Bien sûr, c’est aussi une zone très soumise aux tempêtes, ouragans et cyclones. De nombreux dangers pour les objets en bois, et a fortiori pour les délicats instruments en bois. En fait, c’est presque comme si ils
n’étaient jamais vraiment en sécurité !
Les incidences du climat sur la lutherie
La chaleur et l’humidité posent de nombreux problèmes sur les instruments de la famille du violon :
- La colle animale a tendance à se relâcher. C’est pourquoi de nombreux manches se décollent sous la tension des cordes. De plus, de nombreux décollements ont lieu tout autour de l’instrument.
- Si l’instrument est importé, le montage devient assez rapidement inapproprié. En fait toutes les voûtes se déplacent, c’est pourquoi le son sera irrémédiablement différent. De plus l’âme risque de devenir trop courte et de se déplacer ou tomber. Cela peut aussi entraîner des déformations sur la table. En fait tout le montage a besoin d’être revu après stabilisation du bois car tout l’instrument perd son équilibre.
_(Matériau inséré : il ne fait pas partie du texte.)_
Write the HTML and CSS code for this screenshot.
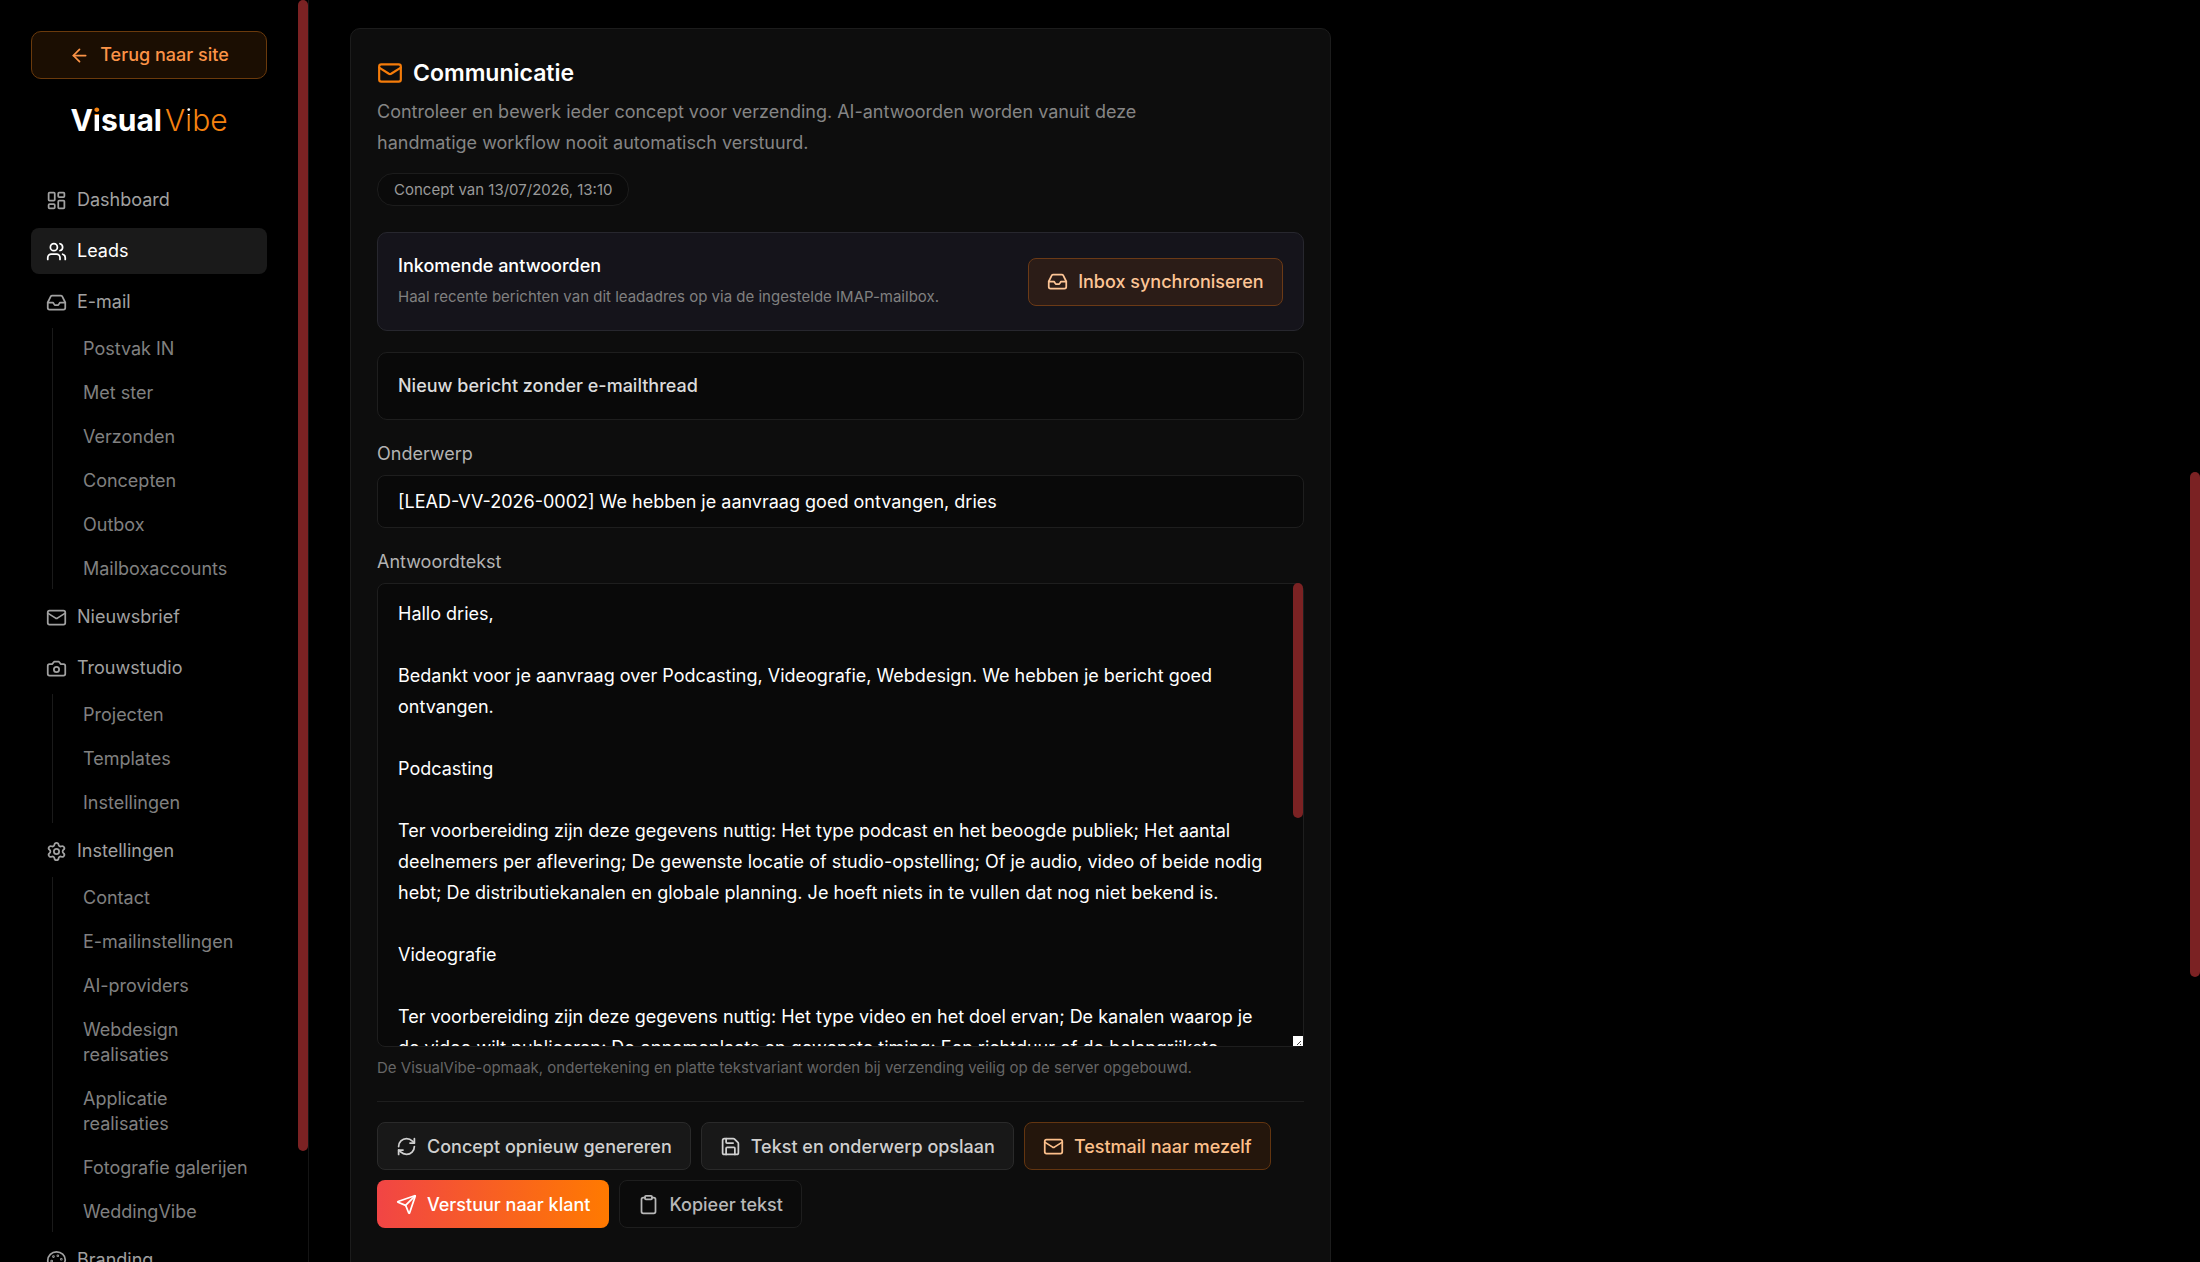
FILE: index.html
```html
<!DOCTYPE html>
<html lang="nl">
<head>
    <meta charset="UTF-8">
    <meta name="viewport" content="width=device-width, initial-scale=1">
    <title>VisualVibe - Leads</title>
    <link rel="stylesheet" href="styles.css">
</head>
<body>
<svg class="sprite" xmlns="http://www.w3.org/2000/svg">
    <symbol id="arrow-left" viewBox="0 0 24 24"><path d="m12 19-7-7 7-7"/><path d="M19 12H5"/></symbol>
    <symbol id="dashboard" viewBox="0 0 24 24"><rect width="7" height="9" x="3" y="3" rx="1"/><rect width="7" height="5" x="14" y="3" rx="1"/><rect width="7" height="9" x="14" y="12" rx="1"/><rect width="7" height="5" x="3" y="16" rx="1"/></symbol>
    <symbol id="users" viewBox="0 0 24 24"><path d="M16 21v-2a4 4 0 0 0-4-4H6a4 4 0 0 0-4 4v2"/><path d="M16 3.128a4 4 0 0 1 0 7.744"/><path d="M22 21v-2a4 4 0 0 0-3-3.87"/><circle cx="9" cy="7" r="4"/></symbol>
    <symbol id="inbox" viewBox="0 0 24 24"><path d="M22 12h-6l-2 3h-4l-2-3H2"/><path d="M5.45 5.11 2 12v6a2 2 0 0 0 2 2h16a2 2 0 0 0 2-2v-6l-3.45-6.89A2 2 0 0 0 16.76 4H7.24a2 2 0 0 0-1.79 1.11z"/></symbol>
    <symbol id="mail" viewBox="0 0 24 24"><rect width="20" height="16" x="2" y="4" rx="2"/><path d="m22 7-8.991 5.727a2 2 0 0 1-2.009 0L2 7"/></symbol>
    <symbol id="camera" viewBox="0 0 24 24"><path d="M14.5 4h-5L7 7H4a2 2 0 0 0-2 2v9a2 2 0 0 0 2 2h16a2 2 0 0 0 2-2V9a2 2 0 0 0-2-2h-3l-2.5-3z"/><circle cx="12" cy="13" r="3"/></symbol>
    <symbol id="settings" viewBox="0 0 24 24"><path d="M9.671 4.136a2.34 2.34 0 0 1 4.659 0 2.34 2.34 0 0 0 3.319 1.915 2.34 2.34 0 0 1 2.33 4.033 2.34 2.34 0 0 0 0 3.831 2.34 2.34 0 0 1-2.33 4.033 2.34 2.34 0 0 0-3.319 1.915 2.34 2.34 0 0 1-4.659 0 2.34 2.34 0 0 0-3.32-1.915 2.34 2.34 0 0 1-2.33-4.033 2.34 2.34 0 0 0 0-3.831A2.34 2.34 0 0 1 6.35 6.051a2.34 2.34 0 0 0 3.319-1.915"/><circle cx="12" cy="12" r="3"/></symbol>
    <symbol id="palette" viewBox="0 0 24 24"><path d="M12 22a1 1 0 0 1 0-20 10 9 0 0 1 10 9 5 5 0 0 1-5 5h-2.25a1.75 1.75 0 0 0-1.4 2.8l.3.4a1.75 1.75 0 0 1-1.4 2.8z"/><circle cx="13.5" cy="6.5" r=".5"/><circle cx="17.5" cy="10.5" r=".5"/><circle cx="6.5" cy="12.5" r=".5"/><circle cx="8.5" cy="7.5" r=".5"/></symbol>
    <symbol id="refresh" viewBox="0 0 24 24"><path d="M3 12a9 9 0 0 1 9-9 9.75 9.75 0 0 1 6.74 2.74L21 8"/><path d="M21 3v5h-5"/><path d="M21 12a9 9 0 0 1-9 9 9.75 9.75 0 0 1-6.74-2.74L3 16"/><path d="M8 16H3v5"/></symbol>
    <symbol id="save" viewBox="0 0 24 24"><path d="M15.2 3a2 2 0 0 1 1.4.6l3.8 3.8a2 2 0 0 1 .6 1.4V19a2 2 0 0 1-2 2H5a2 2 0 0 1-2-2V5a2 2 0 0 1 2-2z"/><path d="M17 21v-7a1 1 0 0 0-1-1H8a1 1 0 0 0-1 1v7"/><path d="M7 3v4a1 1 0 0 0 1 1h7"/></symbol>
    <symbol id="send" viewBox="0 0 24 24"><path d="M14.536 21.686a.5.5 0 0 0 .937-.024l6.5-19a.496.496 0 0 0-.635-.635l-19 6.5a.5.5 0 0 0-.024.937l7.93 3.18a2 2 0 0 1 1.112 1.11z"/><path d="m21.854 2.147-10.94 10.939"/></symbol>
    <symbol id="clipboard" viewBox="0 0 24 24"><rect width="8" height="4" x="8" y="2" rx="1"/><path d="M16 4h2a2 2 0 0 1 2 2v14a2 2 0 0 1-2 2H6a2 2 0 0 1-2-2V6a2 2 0 0 1 2-2h2"/></symbol>
</svg>

<div class="layout">
    <aside class="sidebar">
        <a class="back" href="#"><svg class="icon"><use href="#arrow-left"/></svg>Terug naar site</a>
        <a class="logo" href="#" aria-label="VisualVibe"><span class="logo-visual">V<span class="dot-orange">i</span>sual</span><span class="logo-vibe">V<span class="dot-white">i</span>be</span></a>

        <nav class="nav">
            <a class="nav-item" href="#"><svg class="icon"><use href="#dashboard"/></svg>Dashboard</a>
            <a class="nav-item active" href="#"><svg class="icon"><use href="#users"/></svg>Leads</a>
            <div class="nav-group">
                <a class="nav-item" href="#"><svg class="icon"><use href="#inbox"/></svg>E-mail</a>
                <div class="subnav">
                    <a href="#">Postvak IN</a>
                    <a href="#">Met ster</a>
                    <a href="#">Verzonden</a>
                    <a href="#">Concepten</a>
                    <a href="#">Outbox</a>
                    <a href="#">Mailboxaccounts</a>
                </div>
            </div>
            <a class="nav-item" href="#"><svg class="icon"><use href="#mail"/></svg>Nieuwsbrief</a>
            <div class="nav-group">
                <a class="nav-item" href="#"><svg class="icon"><use href="#camera"/></svg>Trouwstudio</a>
                <div class="subnav">
                    <a href="#">Projecten</a>
                    <a href="#">Templates</a>
                    <a href="#">Instellingen</a>
                </div>
            </div>
            <div class="nav-group">
                <a class="nav-item" href="#"><svg class="icon"><use href="#settings"/></svg>Instellingen</a>
                <div class="subnav">
                    <a href="#">Contact</a>
                    <a href="#">E-mailinstellingen</a>
                    <a href="#">AI-providers</a>
                    <a href="#">Webdesign realisaties</a>
                    <a href="#">Applicatie realisaties</a>
                    <a href="#">Fotografie galerijen</a>
                    <a href="#">WeddingVibe</a>
                </div>
            </div>
            <a class="nav-item" href="#"><svg class="icon"><use href="#palette"/></svg>Branding</a>
        </nav>
        <span class="thumb thumb-sidebar"></span>
    </aside>

    <main class="main">
        <section class="card">
            <h2 class="card-title"><svg class="icon icon-lg"><use href="#mail"/></svg>Communicatie</h2>
            <p class="intro">Controleer en bewerk ieder concept voor verzending. AI-antwoorden worden vanuit deze handmatige workflow nooit automatisch verstuurd.</p>
            <span class="pill">Concept van 13/07/2026, 13:10</span>

            <div class="panel panel-inbox">
                <div>
                    <h3 class="panel-title">Inkomende antwoorden</h3>
                    <p class="panel-text">Haal recente berichten van dit leadadres op via de ingestelde IMAP-mailbox.</p>
                </div>
                <button type="button" class="btn btn-sync"><svg class="icon"><use href="#inbox"/></svg>Inbox synchroniseren</button>
            </div>

            <div class="panel panel-thread">Nieuw bericht zonder e-mailthread</div>

            <form class="form">
                <div class="field">
                    <label for="subject">Onderwerp</label>
                    <input type="text" id="subject" value="[LEAD-VV-2026-0002] We hebben je aanvraag goed ontvangen, dries">
                </div>
                <div class="field">
                    <label for="body">Antwoordtekst</label>
                    <div class="textarea-wrap">
                        <textarea id="body">Hallo dries,

Bedankt voor je aanvraag over Podcasting, Videografie, Webdesign. We hebben je bericht goed ontvangen.

Podcasting

Ter voorbereiding zijn deze gegevens nuttig: Het type podcast en het beoogde publiek; Het aantal deelnemers per aflevering; De gewenste locatie of studio-opstelling; Of je audio, video of beide nodig hebt; De distributiekanalen en globale planning. Je hoeft niets in te vullen dat nog niet bekend is.

Videografie

Ter voorbereiding zijn deze gegevens nuttig: Het type video en het doel ervan; De kanalen waarop je de video wilt publiceren; De opnameplaats en gewenste timing; Een richtduur of de belangrijkste</textarea>
                        <span class="thumb thumb-text"></span>
                        <svg class="resizer" viewBox="0 0 10 10"><path d="M4 9l4-4M7 9l1-1"/></svg>
                    </div>
                    <p class="hint">De VisualVibe-opmaak, ondertekening en platte tekstvariant worden bij verzending veilig op de server opgebouwd.</p>
                </div>

                <div class="actions">
                    <button type="button" class="btn btn-dark"><svg class="icon"><use href="#refresh"/></svg>Concept opnieuw genereren</button>
                    <button type="button" class="btn btn-dark"><svg class="icon"><use href="#save"/></svg>Tekst en onderwerp opslaan</button>
                    <button type="button" class="btn btn-test"><svg class="icon"><use href="#mail"/></svg>Testmail naar mezelf</button>
                    <button type="submit" class="btn btn-send"><svg class="icon"><use href="#send"/></svg>Verstuur naar klant</button>
                    <button type="button" class="btn btn-ghost"><svg class="icon"><use href="#clipboard"/></svg>Kopieer tekst</button>
                </div>
            </form>
        </section>
    </main>
</div>
<span class="thumb thumb-page"></span>
</body>
</html>
```

FILE: styles.css
```css
* {
    box-sizing: border-box;
}

body {
    margin: 0;
    height: 100vh;
    overflow: hidden;
    background: #000;
    color: #fff;
    font-family: Inter, "Liberation Sans", sans-serif;
    font-size: 18px;
    line-height: 26px;
}

a {
    color: inherit;
    text-decoration: none;
}

h2, h3, p {
    margin: 0;
}

.sprite {
    position: absolute;
    width: 0;
    height: 0;
}

.icon {
    flex: none;
    width: 21px;
    height: 21px;
    fill: none;
    stroke: currentColor;
    stroke-width: 2;
    stroke-linecap: round;
    stroke-linejoin: round;
}

.icon-lg {
    width: 26px;
    height: 26px;
    color: #f57c0a;
}

.layout {
    display: flex;
    height: 100%;
    padding-right: 10px;
}

/* scrollbars */

.thumb {
    position: absolute;
    width: 10px;
    border-radius: 5px;
    background: #7b2223;
}

.thumb-sidebar {
    top: 0;
    right: 0;
    height: 1151px;
}

.thumb-text {
    top: 0;
    right: 1px;
    height: 235px;
}

.thumb-page {
    top: 472px;
    right: 0;
    height: 505px;
}

/* sidebar */

.sidebar {
    position: relative;
    flex: none;
    width: 309px;
    padding: 31px 41px 0 31px;
    overflow: hidden;
    border-right: 1px solid #141414;
}

.back {
    display: flex;
    align-items: center;
    justify-content: center;
    gap: 10px;
    height: 48px;
    border: 1px solid #6b3a0c;
    border-radius: 10px;
    background: #1b0e02;
    color: #fb9347;
    font-weight: 500;
}

.logo {
    display: flex;
    justify-content: center;
    gap: 3px;
    margin-top: 21px;
    font-size: 30px;
    line-height: 40px;
}

.logo-visual {
    font-weight: 700;
}

.logo-vibe {
    color: #f5820f;
    font-weight: 300;
}

.dot-orange,
.dot-white {
    background-clip: text;
    -webkit-background-clip: text;
    color: transparent;
}

.dot-orange {
    background-image: linear-gradient(#f5820f 35%, #fff 35%);
}

.dot-white {
    background-image: linear-gradient(#fff 35%, #f5820f 35%);
}

.nav {
    display: flex;
    flex-direction: column;
    gap: 5px;
    margin-top: 37px;
}

.nav-item {
    display: flex;
    align-items: center;
    gap: 10px;
    height: 46px;
    padding: 0 15px;
    border-radius: 8px;
    color: #a1a1a1;
}

.nav-item.active {
    background: #1a1a1a;
    color: #fff;
}

.subnav {
    display: flex;
    flex-direction: column;
    gap: 3px;
    margin: 3px 0 0 21px;
    padding-left: 15px;
    border-left: 1px solid #1a1a1a;
    color: #808080;
    line-height: 25px;
}

.subnav a {
    padding: 8px 15px;
}

/* content */

.main {
    flex: 1;
    display: grid;
    grid-template-columns: 5fr 4fr;
    gap: 34px;
    align-items: start;
    padding: 28px 41px;
}

.card {
    padding: 26px 26px 64px;
    border: 1px solid #1c1c1c;
    border-radius: 10px;
    background: #0d0d0d;
}

.card-title {
    display: flex;
    align-items: center;
    gap: 10px;
    font-size: 23px;
    font-weight: 600;
    line-height: 36px;
}

.intro {
    max-width: 832px;
    margin-top: 5px;
    color: #858585;
    line-height: 31px;
}

.pill {
    display: block;
    width: fit-content;
    margin-top: 15px;
    padding: 5px 16px;
    border: 1px solid #1c1c1c;
    border-radius: 16px;
    background: #0a0a0a;
    color: #999;
    font-size: 15px;
    line-height: 21px;
}

.panel {
    padding: 20px;
    border: 1px solid #1e1e1e;
    border-radius: 10px;
    background: #090909;
    font-weight: 500;
}

.panel-inbox {
    display: flex;
    align-items: center;
    justify-content: space-between;
    margin-top: 26px;
    border-color: #27272e;
    background: #15141b;
}

.panel-title {
    font-size: 18px;
    font-weight: 500;
}

.panel-text {
    margin-top: 5px;
    color: #808080;
    font-size: 15px;
    font-weight: 400;
}

.panel-thread {
    margin-top: 21px;
    color: #dcdcdc;
}

.field {
    display: flex;
    flex-direction: column;
    gap: 8px;
    margin-top: 21px;
}

.field label {
    color: #b3b3b3;
}

.field input,
.field textarea {
    display: block;
    width: 100%;
    border: 1px solid #1e1e1e;
    border-radius: 8px;
    outline: none;
    background: #090909;
    color: #fff;
    font: inherit;
}

.field input {
    height: 53px;
    padding: 0 20px;
}

.field textarea {
    height: 464px;
    padding: 14px 30px 14px 20px;
    overflow: hidden;
    resize: none;
    line-height: 31px;
}

.textarea-wrap {
    position: relative;
}

.resizer {
    position: absolute;
    right: 1px;
    bottom: 1px;
    width: 10px;
    height: 10px;
    background: #fff;
    fill: none;
    stroke: #444;
}

.hint {
    color: #666;
    font-size: 15px;
}

.actions {
    display: flex;
    flex-wrap: wrap;
    gap: 10px;
    margin-top: 20px;
    padding-top: 20px;
    border-top: 1px solid #1e1e1e;
}

.btn {
    display: flex;
    align-items: center;
    gap: 10px;
    height: 48px;
    padding: 0 18px;
    border: 1px solid #2a2a2a;
    border-radius: 8px;
    background: #181818;
    color: #d0d0d0;
    font-family: inherit;
    font-size: 18px;
    font-weight: 500;
    cursor: pointer;
}

.btn-sync {
    border-color: #6b3a16;
    background: #2b1c17;
    color: #fdc596;
}

.btn-test {
    border-color: #633510;
    background: #24160c;
    color: #fdc08b;
}

.btn-send {
    border: 0;
    padding: 0 19px;
    background: linear-gradient(to right, #f14545, #ff7a00);
    color: #fff;
}

.btn-ghost {
    border-color: #1e1e1e;
    background: #0b0b0b;
    color: #b8b8b8;
}
```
- La chaleur fait que les musiciens transpirent beaucoup plus sous ce climat. Ce qui entraînement une détérioration accrue de toute ce qui est en contact avec le corps : archet, cordes, touche, manche, vernis etc…
- Le crin naturel des archets est constamment soumis à l’humidité. Si l’archet a été reméché dans un autre climat, le crin va automatiquement se détendre et il sera alors impossible de jouer correctement. C’est un problème qui sera amplifié sur les archets qui sont très nerveux (baguettes en bois de bonne qualité ou archet en carbone) car ils tirent d’avantage sur le crin.
L’approvisionnement
Un autre problème majeur, c’est que les consommables sont très difficiles à trouver sur l’île et en plus, leur prix est exorbitant. C’est pourquoi le moindre bloc de colophane qui tombe par terre peut devenir un handicap majeur pour le musicien. De même, une corde cassée ou un accessoire défectueux vont être délicats à remplacer. Car parfois, ce n’est pas qu’une question de savoir-faire, mais simplement de matériel.
Les frais de port sont effectivement exorbitant et l’île sera de toute façon toujours éloignée des centres de production. Mais existe-t-il des solutions ?
Pourquoi pas :
- Centraliser les achats afin de diminuer les coûts d’importation.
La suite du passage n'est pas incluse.